Difiero por completo y me alarma, insisto, diferir. Que me perdonen Fidias y Calder y Rodin y hasta Miguel Ángel, pero de todas las artes la menor es la escultura, justamente por ser tangible y tridimensional. Nada más ajeno al espíritu clásico-romántico de la música, el arte mayor, que la escultura; encuentro difícil que Balzac o Joyce o Stravinsky aspirasen a esos tangibles artefactos, bronces, mármoles, móviles o masacotes. Para escapar de lo tridimensional se compone música, se pinta o se escriben novelas o poemas. Pero dejemos a Aira con esa declaración, un tanto vasareliana, no sé si propia o impropia de su carácter, para agregar una tercera confesión: a mí me fueron prohibidas, en nombre de una noción estrecha y frankfurtiana (o snob, tal cual) de la alta cultura, de niño, las tiras cómicas. Pero ello no me impide entender que él haya pasado directamente de Superman a Borges y que ese tránsito, no sólo suyo, sea muy propio de la fase vanguardista de la modernidad literaria.

En todas sus ficciones —y supongo que por eso gusta o disgusta—, Aira ha sido fiel a ese doble patrocinio. Cuando se ufana, en este mismo libro, de haber comprendido perfectamente la significación del Pierre Menard borgesiano, tiene la razón. Asumido admirador de Duchamp y de Roussel, entiende Aira que a fin de cuentas, la copia y el original, son metafísicamente lo mismo para un moderno (o posmoderno): “un pastiche es indistinguible del artículo genuino, que a su modo, de rebote, siempre será un pastiche”. Ello no lo ha hecho un escritor pastichero gracias, precisamente, a su segunda obediencia, la proveniente del cómic. En sus novelas lo disparatado y lo pueril, el golpe de efecto salido de la nada, ese ucase, viene del mundo de los súper héroes o de tiras infantiles argentinas que desconozco pero cuyo correlato para un niño mexicano de mi generación deben ser La familia Burrón, Snoopy y hasta Mafalda. Además, entre el cómic y Borges, Aira coloca un objeto de transición: las novelitas comerciales de vaqueros de un tal Marcial Lafuente Estefanía, que leía su padre en Coronel Pringles, su tierra nativa.

Desde ese recuadro, la batalla de Aira contra el realismo es del todo lógica: “no es que lo fantástico no tenga límites: se los pone lo verosímil, que ahí es más implacable que en el realismo”. Ocurre que a Aira lo verosímil le tiene sin cuidado y por ello en uno de los cuentos de El cerebro musical, la imagen de La Gioconda, la pintura en sí, desaparece del lienzo porque las gotitas de pintura que la componen decidieron escapar atravesando el vidrio blindado que la protege en el Museo del Louvre. “Lo fantástico se agota en su formulación, y mucha descripción y comentario o acumulación de detalles lo hace menos creíble”, asevera.

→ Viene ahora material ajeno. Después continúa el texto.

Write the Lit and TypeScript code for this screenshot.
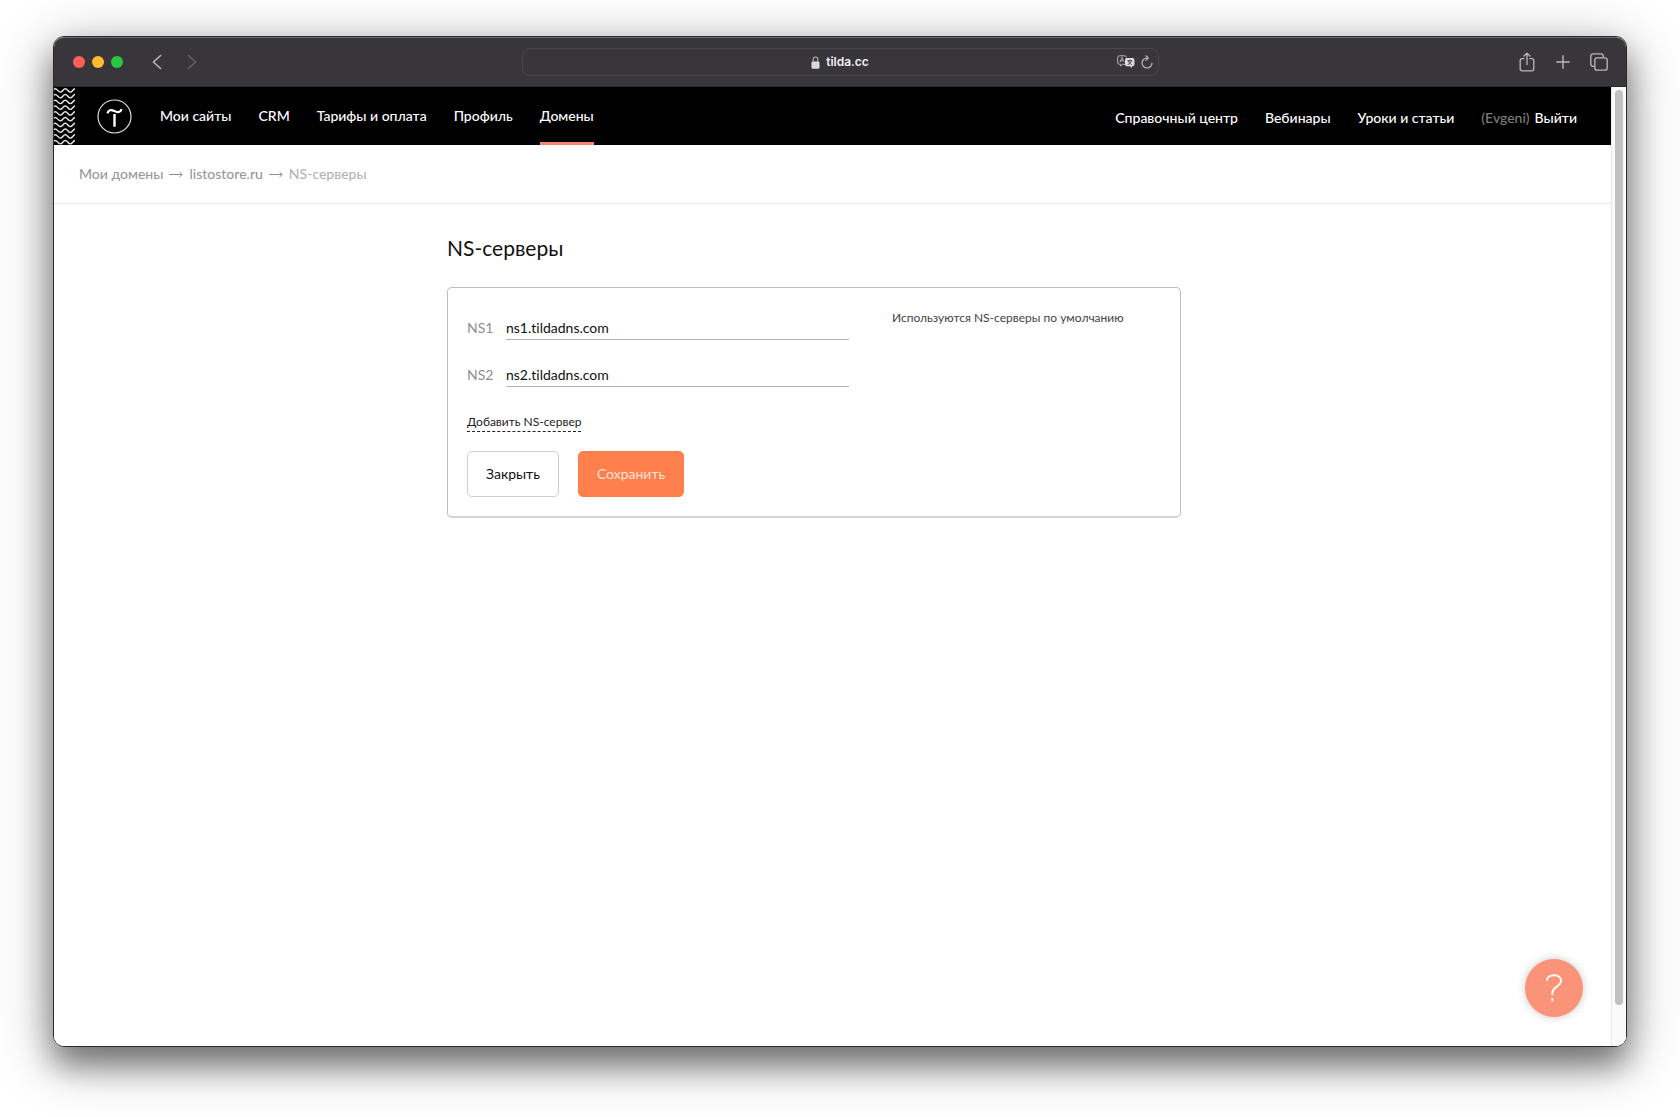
import { LitElement, html, svg, css } from "lit";
import { customElement, property } from "lit/decorators.js";
import { classMap } from "lit/directives/class-map.js";

@customElement("browser-toolbar")
class BrowserToolbar extends LitElement {
  @property() host = "";

  static styles = css`
    :host {
      display: grid;
      grid-template-columns: 1fr minmax(0, 637px) 1fr;
      align-items: center;
      height: 50px;
      box-sizing: border-box;
      background: #39363b;
      border-top: 1px solid #6d6b6f;
      border-bottom: 1px solid #2a282c;
      color: #b9b8ba;
      font-family: Inter, "Liberation Sans", sans-serif;
    }
    .left,
    .right {
      display: flex;
      align-items: center;
    }
    .left {
      padding-left: 19px;
    }
    .right {
      justify-content: flex-end;
      gap: 16px;
      padding-right: 17px;
    }
    .lights {
      display: flex;
      gap: 7px;
      margin-right: 26px;
    }
    .light {
      width: 12px;
      height: 12px;
      border-radius: 50%;
    }
    .red { background: #ff5f57; }
    .yellow { background: #febc2e; }
    .green { background: #28c840; }
    button {
      display: flex;
      align-items: center;
      justify-content: center;
      padding: 0;
      border: 0;
      background: none;
      color: inherit;
    }
    button:disabled { color: #626065; }
    .back { margin-right: 20px; }
    .nav { width: 15px; }
    .tool { width: 20px; }
    .address {
      display: grid;
      grid-template-columns: 1fr auto 1fr;
      align-items: center;
      box-sizing: border-box;
      height: 28px;
      padding: 0 5px;
      border: 1px solid #4a474d;
      border-radius: 8px;
    }
    .site {
      grid-column: 2;
      display: flex;
      align-items: center;
      gap: 6px;
      color: #f0f0f0;
      font-size: 12px;
      font-weight: 600;
      line-height: 16px;
    }
    .actions {
      display: flex;
      justify-content: flex-end;
      gap: 6px;
    }
    svg { display: block; }
  `;

  render() {
    return html`
      <div class="left">
        <div class="lights">
          <span class="light red"></span><span class="light yellow"></span><span class="light green"></span>
        </div>
        <button class="nav back" aria-label="Назад">
          <svg width="10" height="16" viewBox="0 0 10 16" fill="none" stroke="currentColor" stroke-width="1.6" stroke-linecap="round" stroke-linejoin="round"><path d="M8.6 1.5 1.4 8l7.2 6.5" /></svg>
        </button>
        <button class="nav" aria-label="Вперёд" disabled>
          <svg width="10" height="16" viewBox="0 0 10 16" fill="none" stroke="currentColor" stroke-width="1.6" stroke-linecap="round" stroke-linejoin="round"><path d="M1.4 1.5 8.6 8l-7.2 6.5" /></svg>
        </button>
      </div>
      <div class="address">
        <div class="site">
          <svg width="9" height="13" viewBox="0 0 9 13"><rect x="0.5" y="5.5" width="8" height="7.2" rx="1.2" fill="#d9d9da" /><path d="M2.2 6V3.6a2.3 2.6 0 0 1 4.6 0V6" fill="none" stroke="#b5b4b6" stroke-width="1.1" /></svg>
          <span>${this.host}</span>
        </div>
        <div class="actions">
          <button aria-label="Перевести">
            <svg width="18" height="14" viewBox="0 0 18 14" fill="none">
              <path d="M8.2 9.3H5.5L3.6 11V9.3H2.6A1.9 1.9 0 0 1 .7 7.4V2.7A1.9 1.9 0 0 1 2.6.8h4.9a1.9 1.9 0 0 1 1.9 1.7" stroke="#b9b8ba" />
              <path d="m3 7.4 2-5 1.7 4.3M3.6 5.8h2.8" stroke="#b9b8ba" stroke-width=".9" />
              <path d="M9.9 3.1h5.6a1.9 1.9 0 0 1 1.9 1.9v4.3a1.9 1.9 0 0 1-1.9 1.9h-.6v1.9l-2-1.9h-3A1.9 1.9 0 0 1 8 9.3V5a1.9 1.9 0 0 1 1.9-1.9Z" fill="#dededf" />
              <path d="M10.3 5.7h5M12.8 4.5v1.2M14.3 5.9c-.4 1.7-1.6 2.9-3.6 3.7M11.3 5.9c.5 1.7 1.7 2.9 3.5 3.7" stroke="#39363b" stroke-width=".9" />
            </svg>
          </button>
          <button aria-label="Обновить">
            <svg width="12" height="14" viewBox="0 0 12 14" fill="none" stroke="#b9b8ba" stroke-width="1.2" stroke-linecap="round" stroke-linejoin="round"><path d="M6.8 3H6a5 5 0 1 0 5 5M4.9.8 7.2 3 4.9 5.3" /></svg>
          </button>
        </div>
      </div>
      <div class="right">
        <button class="tool" aria-label="Поделиться">
          <svg width="16" height="20" viewBox="0 0 16 20" fill="none" stroke="currentColor" stroke-width="1.3" stroke-linecap="round" stroke-linejoin="round"><path d="M5 6.600H3.200A2 2 0 0 0 1.200 8.600v8.200a2 2 0 0 0 2 2h9.600a2 2 0 0 0 2-2V8.600a2 2 0 0 0-2-2H11M8 12.500V1.200M5 4l3-2.900L11 4" /></svg>
        </button>
        <button class="tool" aria-label="Новая вкладка">
          <svg width="14" height="14" viewBox="0 0 14 14" fill="none" stroke="currentColor" stroke-width="1.4" stroke-linecap="round"><path d="M7 .8v12.400M.8 7h12.400" /></svg>
        </button>
        <button class="tool" aria-label="Обзор вкладок">
          <svg width="18" height="18" viewBox="0 0 18 18" fill="none" stroke="currentColor" stroke-width="1.3"><rect x="4.8" y="4.8" width="12.4" height="12.4" rx="2.3" /><path d="M4.800 13.300H3.100A2.300 2.300 0 0 1 .8 11V3.100A2.300 2.300 0 0 1 3.100.8H11a2.300 2.300 0 0 1 2.300 2.300v1.700" /></svg>
        </button>
      </div>
    `;
  }
}

interface NavItem {
  label: string;
  active?: boolean;
}

@customElement("site-header")
class SiteHeader extends LitElement {
  private items: NavItem[] = [
    { label: "Мои сайты" },
    { label: "CRM" },
    { label: "Тарифы и оплата" },
    { label: "Профиль" },
    { label: "Домены", active: true },
  ];
  private help = ["Справочный центр", "Вебинары", "Уроки и статьи"];

  static styles = css`
    :host {
      display: flex;
      align-items: stretch;
      height: 58px;
      background: #000;
      color: #fff;
      font-size: 14px;
      font-weight: 500;
      line-height: 20px;
    }
    svg { display: block; }
    a {
      color: inherit;
      text-decoration: none;
      white-space: nowrap;
    }
    .logo {
      display: flex;
      align-items: center;
      margin: 0 28px 0 22px;
    }
    nav {
      display: flex;
      gap: 27px;
    }
    .item {
      display: flex;
      align-items: center;
      box-sizing: border-box;
      border-top: 3px solid transparent;
      border-bottom: 3px solid transparent;
    }
    .active { border-bottom-color: #fa876b; }
    .service {
      margin-left: auto;
      padding: 4px 34px 0 0;
      align-items: center;
    }
    .account {
      display: flex;
      gap: 5px;
    }
    .user { color: #7d7d7d; }
  `;

  render() {
    const rows = Array.from({ length: 12 }, (_, i) => i * 5.75 - 4);
    return html`
      <svg width="21" height="58" viewBox="0 0 21 58" fill="none" stroke="#e6e6e6" stroke-width="1.4" aria-hidden="true">
        ${rows.map((y) => svg`<path transform="translate(0 ${y})" d="M-3.900 3.400C-1.500 3.400-1 0 1.200 0S4 3.400 6.300 3.400 9 0 11.300 0s2.800 3.400 5 3.400S19 0 21.300 0" />`)}
      </svg>
      <a class="logo" href="#" aria-label="Tilda">
        <svg width="35" height="35" viewBox="0 0 35 35" fill="none" stroke="#fff"><circle cx="17.5" cy="17.5" r="16.5" stroke-width="1.2" stroke="#dedede" /><path d="M10.400 14.400c1-3.700 3.600-4 6.900-2.300 3.500 1.800 6.300 1.200 7.300-2" stroke-width="2.200" /><path d="M17.500 15v12.800" stroke-width="2.400" /></svg>
      </a>
      <nav>
        ${this.items.map(
          (item) => html`<a href="#" class=${classMap({ item: true, active: !!item.active })}>${item.label}</a>`
        )}
      </nav>
      <nav class="service">
        ${this.help.map((label) => html`<a href="#">${label}</a>`)}
        <span class="account"><span class="user">(Evgeni)</span><a href="#">Выйти</a></span>
      </nav>
    `;
  }
}

@customElement("bread-crumbs")
class BreadCrumbs extends LitElement {
  static styles = css`
    :host {
      display: flex;
      align-items: center;
      gap: 6px;
      box-sizing: border-box;
      height: 59px;
      padding: 0 25px;
      border-bottom: 1px solid #e9e9e9;
      font-size: 14px;
      font-weight: 500;
      line-height: 20px;
      color: #999;
    }
    a {
      color: inherit;
      text-decoration: none;
    }
    .current { color: #b4b4b4; }
  `;

  render() {
    const arrow = html`<svg width="14" height="8" viewBox="0 0 14 8" fill="none" stroke="#8c8c8c" aria-hidden="true"><path d="M0 4.500h13M10.500 2l2.700 2.500L10.500 7" /></svg>`;
    return html`
      <a href="#">Мои домены</a>${arrow}<a href="#">listostore.ru</a>${arrow}<span class="current">NS-серверы</span>
    `;
  }
}

@customElement("ns-form")
class NsForm extends LitElement {
  private servers = ["ns1.tildadns.com", "ns2.tildadns.com"];

  static styles = css`
    :host {
      display: block;
      color: #111;
    }
    h1 {
      margin: 0 0 24px;
      font-size: 21px;
      font-weight: 400;
      line-height: 30px;
    }
    .card {
      display: grid;
      grid-template-columns: minmax(0, 382px) minmax(0, 1fr);
      column-gap: 43px;
      box-sizing: border-box;
      padding: 19px;
      border: 1px solid #bdbdbd;
      border-bottom: 2px solid #d2d2d2;
      border-radius: 5px;
    }
    .row {
      display: grid;
      grid-template-columns: 27px minmax(0, 1fr);
      column-gap: 12px;
      align-items: center;
      margin-bottom: 19px;
    }
    .first { margin-top: 5px; }
    label {
      padding-top: 4px;
      color: #8e8e8e;
      font-size: 14px;
      line-height: 20px;
      white-space: nowrap;
    }
    input {
      box-sizing: border-box;
      width: 100%;
      height: 28px;
      padding: 5px 0 2px;
      border: 0;
      border-bottom: 1px solid #b3b3b3;
      border-radius: 0;
      outline: 0;
      background: none;
      color: #111;
      font: inherit;
      font-size: 14px;
      line-height: 20px;
      font-variant-ligatures: none;
    }
    .add {
      display: inline-block;
      margin-top: 7px;
      color: #222;
      border-bottom: 1px dashed #222;
      font-size: 12px;
      line-height: 18px;
      text-decoration: none;
    }
    .buttons {
      display: flex;
      gap: 19px;
      margin-top: 19px;
    }
    button {
      height: 46px;
      padding: 0 18px;
      border: 1px solid #cfcfcf;
      border-radius: 5px;
      background: #fff;
      color: #111;
      font: inherit;
      font-size: 14px;
      line-height: 20px;
    }
    .save {
      border-color: #ff7f4d;
      background: #ff7f4d;
      color: #ffe3d8;
    }
    .note {
      margin: 1px 0 0;
      color: #444;
      font-size: 12px;
      line-height: 20px;
    }
  `;

  render() {
    return html`
      <h1>NS-серверы</h1>
      <section class="card">
        <form>
          ${this.servers.map(
            (value, i) => html`<div class=${classMap({ row: true, first: i === 0 })}>
              <label for="ns${i + 1}">NS${i + 1}</label>
              <input id="ns${i + 1}" type="text" .value=${value} />
            </div>`
          )}
          <a class="add" href="#">Добавить NS-сервер</a>
          <div class="buttons">
            <button type="button">Закрыть</button>
            <button type="button" class="save">Сохранить</button>
          </div>
        </form>
        <p class="note">Используются NS-серверы по умолчанию</p>
      </section>
    `;
  }
}

@customElement("app-root")
class AppRoot extends LitElement {
  static styles = css`
    :host {
      display: flex;
      box-sizing: border-box;
      min-height: 100vh;
      padding: 36px 53px 70px;
      overflow: hidden;
      background: #fff;
      font-family: Lato, "Open Sans", sans-serif;
    }
    .window {
      flex: 1;
      display: flex;
      flex-direction: column;
      min-width: 0;
      border: 1px solid #2b2b2c;
      border-radius: 11px;
      box-shadow: 0 18px 30px rgba(0, 0, 0, 0.4), 0 12px 56px rgba(0, 0, 0, 0.36);
    }
    browser-toolbar { border-radius: 10px 10px 0 0; }
    .view {
      flex: 1;
      display: flex;
      min-height: 0;
      border-radius: 0 0 10px 10px;
      overflow: hidden;
      background: #fff;
    }
    .page {
      position: relative;
      flex: 1;
      min-width: 0;
    }
    main {
      box-sizing: border-box;
      max-width: 771px;
      margin: 0 auto;
      padding: 29px 37px 40px 0;
    }
    .scrollbar {
      display: flex;
      box-sizing: border-box;
      width: 15px;
      padding: 3px 3px 41px;
      border-left: 1px solid #e8e8e8;
      background: #fafafa;
    }
    .thumb {
      width: 8px;
      border-radius: 4px;
      background: #c1c1c1;
    }
    .help {
      position: absolute;
      right: 28px;
      bottom: 29px;
      display: flex;
      align-items: center;
      justify-content: center;
      width: 58px;
      height: 58px;
      padding: 0;
      border: 0;
      border-radius: 50%;
      background: #fa9378;
      box-shadow: 0 0 8px rgba(0, 0, 0, 0.22);
    }
  `;

  render() {
    return html`
      <div class="window">
        <browser-toolbar host="tilda.cc"></browser-toolbar>
        <div class="view">
          <div class="page">
            <site-header></site-header>
            <bread-crumbs></bread-crumbs>
            <main><ns-form></ns-form></main>
            <button class="help" aria-label="Помощь">
              <svg width="18" height="28" viewBox="0 0 18 28" fill="none" stroke="#fff" stroke-width="1.9"><path d="M2 6.500C2 3 5.200 1.200 9 1.200c4.100 0 7 2.300 7 5.500 0 6-8.700 5.900-8.700 12.300v2.200M7.300 24v3.500" /></svg>
            </button>
          </div>
          <div class="scrollbar" aria-hidden="true"><div class="thumb"></div></div>
        </div>
      </div>
    `;
  }
}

Aunque algunas de sus novelas lo son, dudaría en calificar a Aira como un escritor fantástico, como tampoco lo es, propiamente hablando, Borges, su maestro (es más maestro suyo que de muchos, lo cual no es necesariamente bueno). Ambos son escritores argumentales o más bien, Aira tradujo una de las posibilidades implícitas en Borges: “El relato se deseca en esquema de relato, en cerebración de relato”.

Así que Continuación de ideas diversas, de César Aira equivale al póstumo Cómo escribí algunos libros míos (1935), de Raymond Roussel.